Construction of Wynn Boston Harbor began in the summer of 2016, with approval for the design of the massive, 3.3 million-square-foot facility approved shortly thereafter by the Massachusetts Gaming Commission.
However following Steve Wynn's resignation as Chairman and CEO from Wynn Resorts in February, those same Massachusetts regulators are reportedly now reconsidering the company's casino license. Wynn has asked to withdraw his name from the license, and as Bloomberg reports the MGC has said they will "decide, possibly in the first week of May, whether to honor Wynn's request."
Wynn Resorts has estimated the total cost of the project at $2.5 billion, "making it one of the largest U.S. casino projects ever undertaken outside Las Vegas."
While those in the know suggest talks "are at an early stage and may not result in a deal," if MGM were to acquire the property it would then need to negotiate current regulations "since Massachusetts forbids companies from operating more than one casino in the state," and MGM Springfield is currently scheduled to open in September of this year.

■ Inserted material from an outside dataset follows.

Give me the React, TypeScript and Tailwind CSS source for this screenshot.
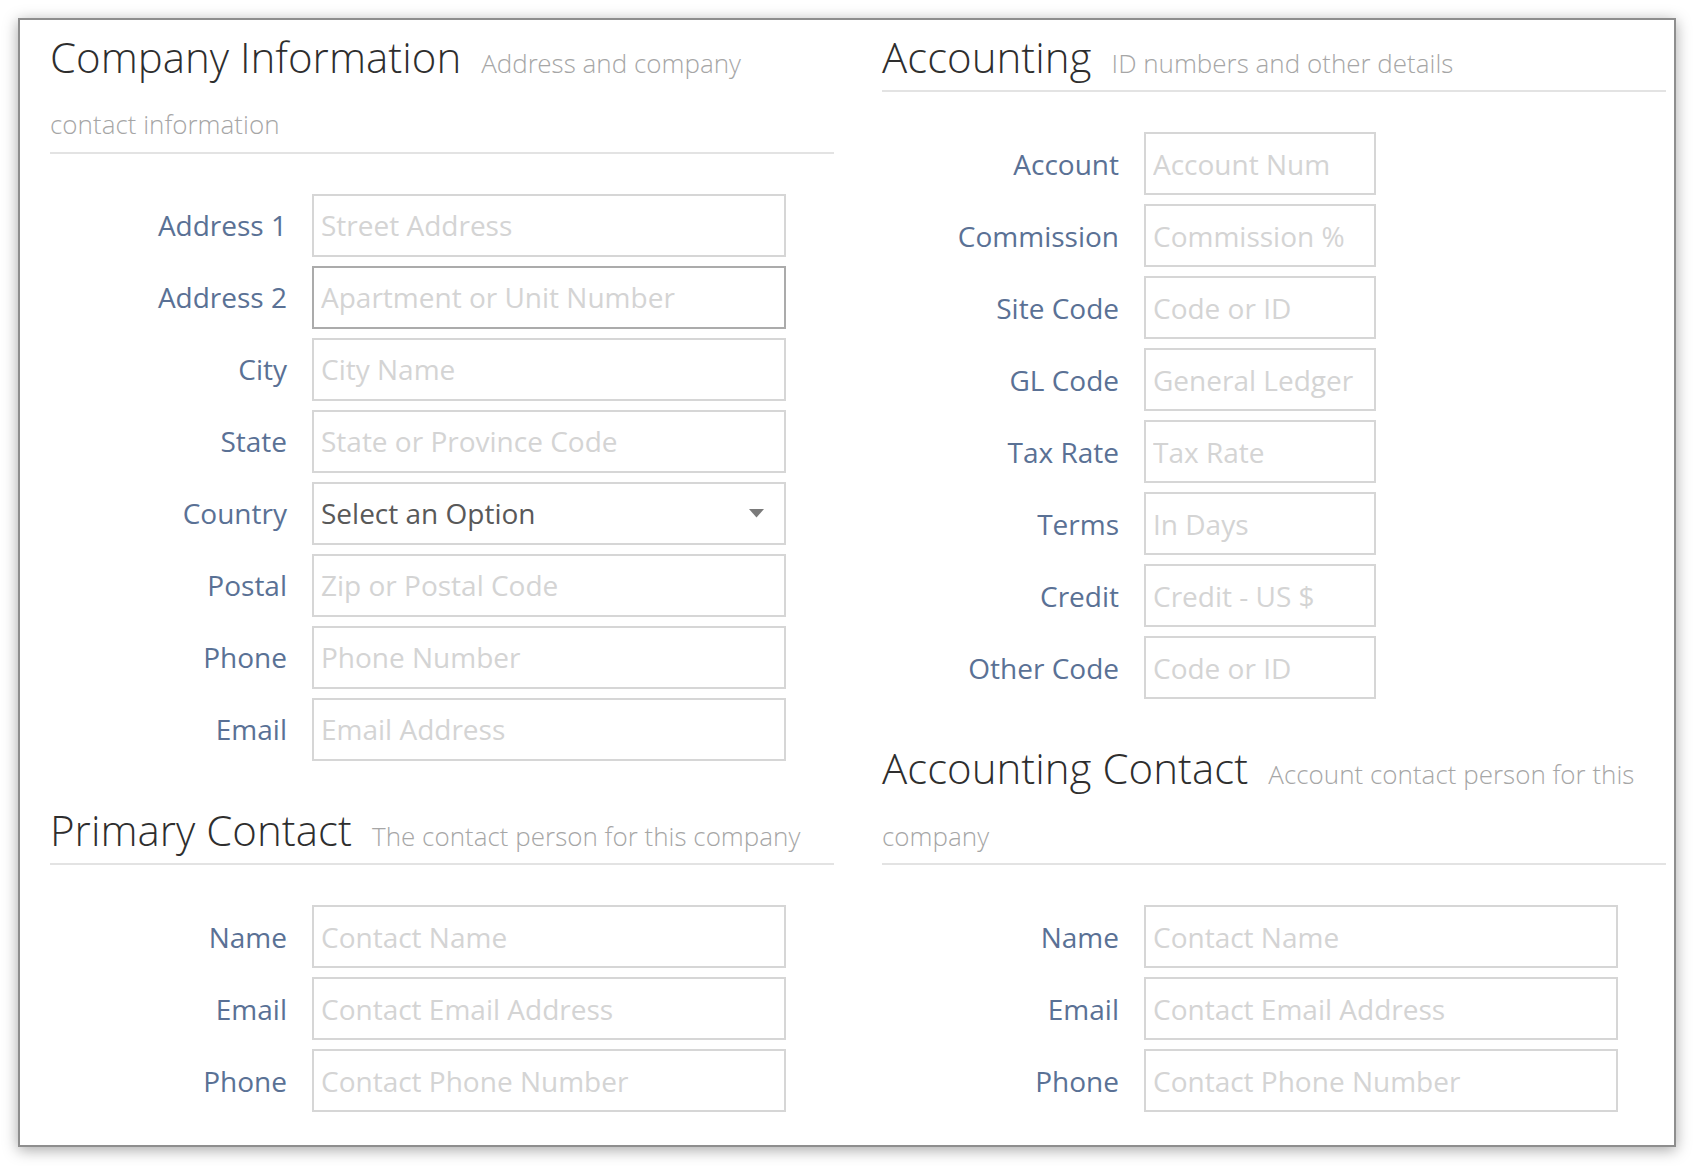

Connecticut Lawmakers Hesitant Regarding New Casino Bill
Finally — and while we're on the subject of MGM's plans and prospects in New England — The Connecticut Post reported on Tuesday that the state's General Assembly is lukewarm at best toward the idea of passing any sort of casino bill during the current session.

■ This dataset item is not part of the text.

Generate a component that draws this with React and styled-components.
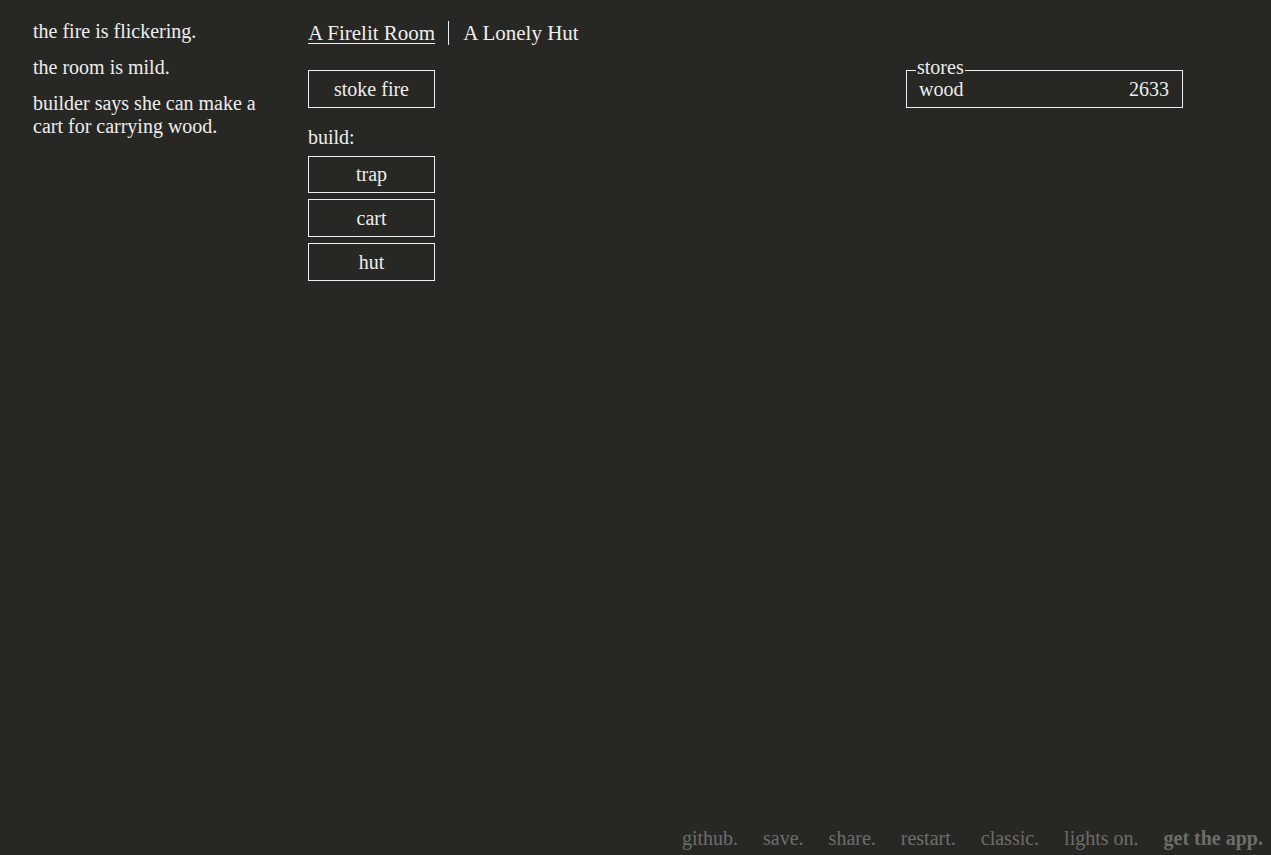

What lawmakers decide will be of interest to MGM Resorts International who last September announced a plan to build a new $700 million casino in the state, MGM Bridgeport. That intention was announced despite the fact that Connecticut law currently allows only the state's two federally recognized tribes, the Mashantucket Pequots and Mohegans, to build a new gaming facility — something the tribes are currently pursuing, in fact, in East Windsor.
According to State Speaker of the House Joe Aresimowicz, "dueling reports... talking about the fiscal viability of a casino in Bridgeport" have left legislators uncertain, leading him to doubt "we are going to finish anything up this session" as far as passing legislation is concerned.
The fast-changing landscape of gambling availablity in the region has affected the debate. Proponents of allowing MGM to build — and MGM — are "arguing a casino compact with Connecticut tribes [has been] rendered obsolete by the specter of urban casinos, sports betting, online betting and more."
"Still, worries about violating an agreement with Connecticut tribes — who run Mohegan Sun and Foxwoods — and losing millions in state revenue each year has made some legislators hesitant to pursue open bidding," explains The Connecticut Post.